Kadınlar bireysel mücadelenin dışında örgütlü mücadele ile ancak ilerleme kaydedebilirler; bunu sadece seslerini duyurma yönünden değil aynı zamanda hak aramada mücadele, dayanışma yönlerinden de gerekliliğini hatırlatmak isterim. Bir atasözü ne der; “Bir elin nesi var, iki elin sesi var”. Kadın hareketini destekleyen, kadın haklarını savunan dernekler, örgütler, sığınma evleri, bu konuda çalışan akademisyenler, yazarlar mücadelede büyük katkı sağlıyorlar, bu da işin sevindirici tarafı. Tüm kadınların konuya daha duyarlı olup kadın hareketine destek vermesi gerekiyor.

Kitaba gelince; Mardin civarında görüştüğü çeşitli kesimden kadınların öyküsünü anlatıyor Gülseren Mungan. Şöyle başlıyor söze; “Onlar, eteklerindeki taşları döktüler yazarın kalemi ucuna. O taşlar beden acıları, iyileşmeyen iç sancılarıydı. Silahların gölgesinde yitirdikleri canlar, geride bıraktıkları vatanlardı… O taşlar oturamadıkları okul sıraları, kavuşamadıkları sevdaları, yazamadıkları romanlardı. Emekleriyle önemsenmeyen… Çocuklarıydı küçük beyaz bir entarinin kırmızı kuşağında kaybolan… Yine de umutlarını esirgemediler ondan, serdiler önüne içtenlikle. Yazar taşlardan bir tablo yaptı. Hem görülesi hem okuması…”
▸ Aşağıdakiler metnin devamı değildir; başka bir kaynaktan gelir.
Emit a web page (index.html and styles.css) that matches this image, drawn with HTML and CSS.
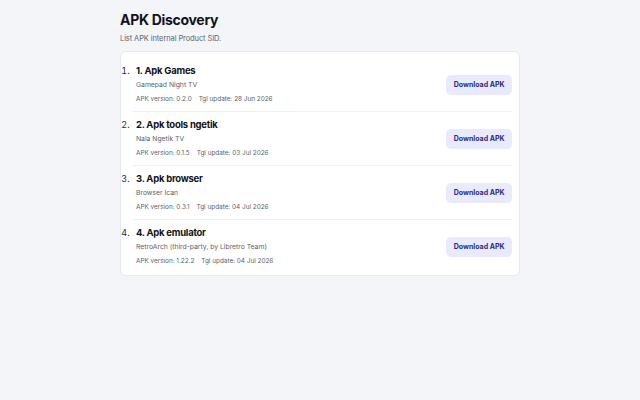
FILE: index.html
```html
<!DOCTYPE html>
<html lang="id">

<head>
    <meta charset="UTF-8">
    <title>APK Discovery</title>

    <link rel="stylesheet" href="styles.css">
</head>

<body>
    <main class="wrap">
        <h1>APK Discovery</h1>
        <p class="lead">List APK internal Product SID.</p>

        <ol class="apk-list">
            <li class="apk">
                <div class="row">
                    <div class="info">
                        <h2>1. Apk Games</h2>
                        <p class="desc">Gamepad Night TV</p>
                        <p class="meta"><span>APK version: 0.2.0</span><span>Tgl update: 28 Jun 2026</span></p>
                    </div>
                    <a class="btn" href="#">Download APK</a>
                </div>
            </li>
            <li class="apk">
                <div class="row">
                    <div class="info">
                        <h2>2. Apk tools ngetik</h2>
                        <p class="desc">Nala Ngetik TV</p>
                        <p class="meta"><span>APK version: 0.1.5</span><span>Tgl update: 03 Jul 2026</span></p>
                    </div>
                    <a class="btn" href="#">Download APK</a>
                </div>
            </li>
            <li class="apk">
                <div class="row">
                    <div class="info">
                        <h2>3. Apk browser</h2>
                        <p class="desc">Browser Ican</p>
                        <p class="meta"><span>APK version: 0.3.1</span><span>Tgl update: 04 Jul 2026</span></p>
                    </div>
                    <a class="btn" href="#">Download APK</a>
                </div>
            </li>
            <li class="apk">
                <div class="row">
                    <div class="info">
                        <h2>4. Apk emulator</h2>
                        <p class="desc">RetroArch (third-party, by Libretro Team)</p>
                        <p class="meta"><span>APK version: 1.22.2</span><span>Tgl update: 04 Jul 2026</span></p>
                    </div>
                    <a class="btn" href="#">Download APK</a>
                </div>
            </li>
        </ol>
    </main>
</body>

</html>
```

FILE: styles.css
```css
body {
    margin: 0;
    background: #f4f5f9;
    font-family: Inter, "Noto Sans", sans-serif;
    color: #111318;
}

.wrap {
    width: 400px;
    margin: 0 auto;
    padding-top: 11px;
}

h1 {
    margin: 0;
    font-size: 14px;
    font-weight: 700;
    line-height: 18px;
    letter-spacing: -0.3px;
}

.lead {
    margin: 5px 0 0;
    font-size: 7.5px;
    line-height: 10px;
    letter-spacing: -0.1px;
    color: #5f6472;
}

.apk-list {
    margin: 7px 0 0;
    padding: 6px 7px 2px 11px;
    background: #fff;
    border: 1px solid #e8eaf0;
    border-radius: 6px;
    font-size: 9px;
}

.apk {
    padding: 6px 0 5px 4px;
    border-bottom: 1px solid #eef0f3;
}

.apk:last-child {
    border-bottom: none;
}

.apk::marker {
    font-size: 9px;
    color: #2a2d35;
}

.row {
    display: flex;
    align-items: center;
    justify-content: space-between;
}

h2 {
    margin: 0;
    font-size: 9.5px;
    font-weight: 700;
    line-height: 14px;
    letter-spacing: -0.25px;
}

.desc {
    margin: 0;
    font-size: 6.8px;
    line-height: 14px;
    color: #5a5f6b;
}

.meta {
    margin: 0;
    font-size: 6.4px;
    line-height: 14px;
    color: #5a5f6b;
}

.meta span+span {
    margin-left: 7px;
}

.btn {
    padding: 5px 7.5px;
    background: #e9eafc;
    border-radius: 5px;
    color: #252a8c;
    font-size: 7px;
    font-weight: 700;
    line-height: 10px;
    text-decoration: none;
}
```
Kitapta birbirinden güzel on dört öykü var, öykülerin kahramanları birbirinden farklı deneyimlerle Mardin’de geleneklerin, aile içi hukukun, toplumsal etiğin kurbanı olmuş kadınlardan oluşuyor. Kadınların bitmeyen çilesini anlatıyorlar. Her şeye rağmen ne kadar güçlü olduklarını, kurtuluşun yine kadınların çabası ile olacağını anlatıyorlar. Her hikaye okunmaya değer.

En beğendiğim öykü kitabın son öyküsü “Şampiyon”. Elbette diğerlerinden çok farklı değil, ama öyküde bir ölçüde bireyin dışında devletin de kadının kurtuluşunda ne kadar aciz kaldığını tanık oluyoruz. Benim klasik ifadem çifte kavrulmuşluk kadınlar için de geçerli. Maalesef hem aileden hem devletten yana haksızlıklara maruz kalıyor kadınlar.
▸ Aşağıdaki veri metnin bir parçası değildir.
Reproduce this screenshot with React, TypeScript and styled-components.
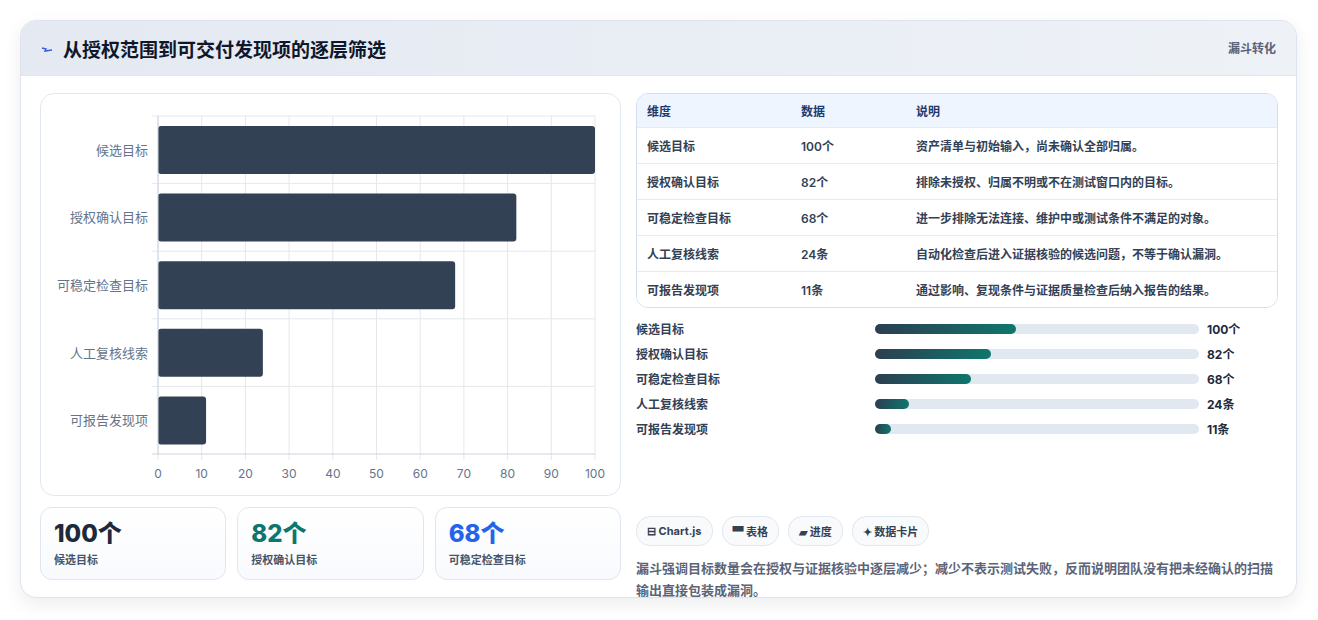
import React from "react";
import styled, { createGlobalStyle } from "styled-components";

const G = createGlobalStyle`
  body{margin:0;background:#fff;font-family:"Inter","Noto Sans CJK SC",sans-serif;}
`;
const Page = styled.div`padding:20px 21px 22px 20px;`;
const Card = styled.div`
  border:1px solid #dde4ee;border-radius:16px;overflow:hidden;
  box-shadow:0 6px 18px rgba(15,23,42,.08);background:#fff;height:578px;box-sizing:border-box;
`;
const Header = styled.div`
  height:55px;background:linear-gradient(90deg,#e4e9f2,#eef2f7);display:flex;justify-content:space-between;
  padding:0 20px;border-bottom:1px solid #e1e7ef;box-sizing:border-box;
`;
const Title = styled.h1`margin:0;font-size:19px;font-weight:700;color:#0f172a;display:flex;align-items:center;gap:10px;height:55px;`;
const Tag = styled.div`font-size:12px;font-weight:700;color:#5b6478;padding-top:18px;`;
const Body = styled.div`display:grid;grid-template-columns:581px 642px;gap:15px;padding:17px 19px 0 19px;`;
const Left = styled.div`display:flex;flex-direction:column;gap:11px;`;
const ChartBox = styled.div`border:1px solid #e2e8f0;border-radius:14px;height:403px;box-sizing:border-box;`;
const Stats = styled.div`display:grid;grid-template-columns:repeat(3,1fr);gap:11px;`;
const Stat = styled.div`border:1px solid #dfe6ef;border-radius:12px;height:73px;padding:12px 13px;box-sizing:border-box;background:linear-gradient(180deg,#fff,#f8fafd);`;
const StatNum = styled.div<{c:string}>`font-size:24px;font-weight:800;color:${p=>p.c};line-height:28px;`;
const StatLbl = styled.div`font-size:11px;color:#475569;margin-top:3px;font-weight:600;`;
const Right = styled.div`display:flex;flex-direction:column;`;
const Table = styled.div`border:1px solid #d3def0;border-radius:12px;overflow:hidden;`;
const Row = styled.div<{h?:boolean}>`
  display:grid;grid-template-columns:154px 115px 1fr;height:${p=>p.h?33:35}px;align-items:center;padding-left:10px;
  font-size:12px;font-weight:${p=>p.h?700:600};color:${p=>p.h?"#1e3a6e":"#334155"};
  background:${p=>p.h?"#eef5ff":"#fff"};border-top:${p=>p.h?"none":"1px solid #e6ebf2"};
`;
const Bars = styled.div`display:flex;flex-direction:column;gap:9px;margin-top:12px;`;
const BarRow = styled.div`display:grid;grid-template-columns:239px 332px 1fr;gap:0;align-items:center;height:16px;font-size:12px;font-weight:700;color:#334155;`;
const Track = styled.div`height:10px;border-radius:5px;background:#e2e8f0;margin-right:8px;`;
const Fill = styled.div`height:10px;border-radius:5px;background:linear-gradient(90deg,#2c3e50,#0f766e);`;
const Val = styled.span`padding-left:0;color:#1e293b;`;
const Chips = styled.div`display:flex;gap:9px;margin-top:80px;`;
const Chip = styled.div`height:28px;padding:0 10px;border:1px solid #e2e8f0;border-radius:14px;display:flex;align-items:center;font-size:11px;font-weight:700;color:#334155;background:#f8fafc;gap:3px;`;
const Note = styled.p`margin:11px 0 0;font-size:13px;line-height:22px;color:#5b6478;font-weight:600;`;

const data = [["候选目标",100,"个","资产清单与初始输入，尚未确认全部归属。"],["授权确认目标",82,"个","排除未授权、归属不明或不在测试窗口内的目标。"],["可稳定检查目标",68,"个","进一步排除无法连接、维护中或测试条件不满足的对象。"],["人工复核线索",24,"条","自动化检查后进入证据核验的候选问题，不等于确认漏洞。"],["可报告发现项",11,"条","通过影响、复现条件与证据质量检查后纳入报告的结果。"]] as [string,number,string,string][];

function Chart(){
  const x0=117,x1=554,y0=22,y1=360,w=(x1-x0)/100,rh=(y1-y0)/5;
  return <svg width="579" height="401" style={{display:"block"}}>
    {Array.from({length:11}).map((_,i)=>{const x=x0+i*10*w;return <g key={i}><line x1={x} x2={x} y1={y0} y2={y1+6} stroke="#e5e7eb"/><text x={x} y={384} fontSize="12" fill="#64748b" textAnchor="middle" fontFamily="Inter">{i*10}</text></g>})}
    {data.map((d,i)=><g key={i}>
      <line x1={x0-6} x2={x1} y1={y0+i*rh} y2={y0+i*rh} stroke="#e5e7eb"/>
      <rect x={x0} y={y0+i*rh+10} width={d[1]*w} height={48} rx="3" fill="#334155"/>
      <text x={x0-10} y={y0+i*rh+rh/2+5} fontSize="13" fill="#64748b" textAnchor="end" fontFamily="Noto Sans CJK SC">{d[0]}</text>
    </g>)}
    <line x1={x0} x2={x0} y1={y0} y2={y1} stroke="#cbd5e1"/>
    <line x1={x0-6} x2={x1} y1={y1} y2={y1} stroke="#cbd5e1"/>
  </svg>;
}

export default function App(){
  return <Page><G/><Card>
    <Header><Title><svg width="12" height="10" viewBox="0 0 12 10"><path d="M1 4 L5 5 L4 7 L11 6" stroke="#3b5bdb" strokeWidth="1.4" fill="none"/></svg>从授权范围到可交付发现项的逐层筛选</Title><Tag>漏斗转化</Tag></Header>
    <Body>
      <Left>
        <ChartBox><Chart/></ChartBox>
        <Stats>
          <Stat><StatNum c="#1e293b">100个</StatNum><StatLbl>候选目标</StatLbl></Stat>
          <Stat><StatNum c="#0f766e">82个</StatNum><StatLbl>授权确认目标</StatLbl></Stat>
          <Stat><StatNum c="#2563eb">68个</StatNum><StatLbl>可稳定检查目标</StatLbl></Stat>
        </Stats>
      </Left>
      <Right>
        <Table>
          <Row h><span>维度</span><span>数据</span><span>说明</span></Row>
          {data.map(d=><Row key={d[0]}><span>{d[0]}</span><span>{d[1]}{d[2]}</span><span>{d[3]}</span></Row>)}
        </Table>
        <Bars>{data.map(d=><BarRow key={d[0]}><span>{d[0]}</span><Track><Fill style={{width:`${d[1]*0.435}%`}}/></Track><Val>{d[1]}{d[2]}</Val></BarRow>)}</Bars>
        <Chips><Chip>⊟ Chart.js</Chip><Chip>▀ 表格</Chip><Chip>▰ 进度</Chip><Chip>✦ 数据卡片</Chip></Chips>
        <Note>漏斗强调目标数量会在授权与证据核验中逐层减少；减少不表示测试失败，反而说明团队没有把未经确认的扫描输出直接包装成漏洞。</Note>
      </Right>
    </Body>
  </Card></Page>;
}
Diğer öyküler dizisinde yazar çocuk gelinden başlayarak berdele, çocuk istismarına, enseste, akraba evliliğine, şiddetin her türlüsüne değiniyor; eziyetin, hüznün her çeşidini sabır ve empati ile anlatıyor. Kadınlar sadece bizim kadınlarımız değil, aralarında Irak’tan, Suriye’den gelen göçmen kadınlar da var. Onların öyküleri ile bizim kadınlarımızın öyküleri arasında çok büyük fark yok, bu belki de bu coğrafyanın kaderidir diye düşünmekten kendimi alamıyorum. Toplumlar arası kültürel etkileşimin sonucu kadının sosyal konumuna da yansıyor. Yazar öykü kahramanları ile empati kurarak olayları tarafsız bir şekilde irdeliyor.

Kadınların toplumdaki gerçek yerini ve değerini bulması ancak ataerkil, yani erkek egemen toplumların bireylerin eşitlendiği, cinsiyet ayrımından vazgeçildiği sosyal eşitlikçi toplumlara evrilmesiyle gerçekleşecek. Kız çocuklarının okula gönderilmesi ile, kadınların çalışma hayatına katılması, üretime katılmasıyla gerçekleşecek. Erkeklerle eşit ücrete, eşit haklara sahip olmalarıyla gerçekleşecek. Bütün bunların gerçekleşmesi için de önce aile içinde, sonra okulda eğitimin şart olduğunu kabullenmeliyiz.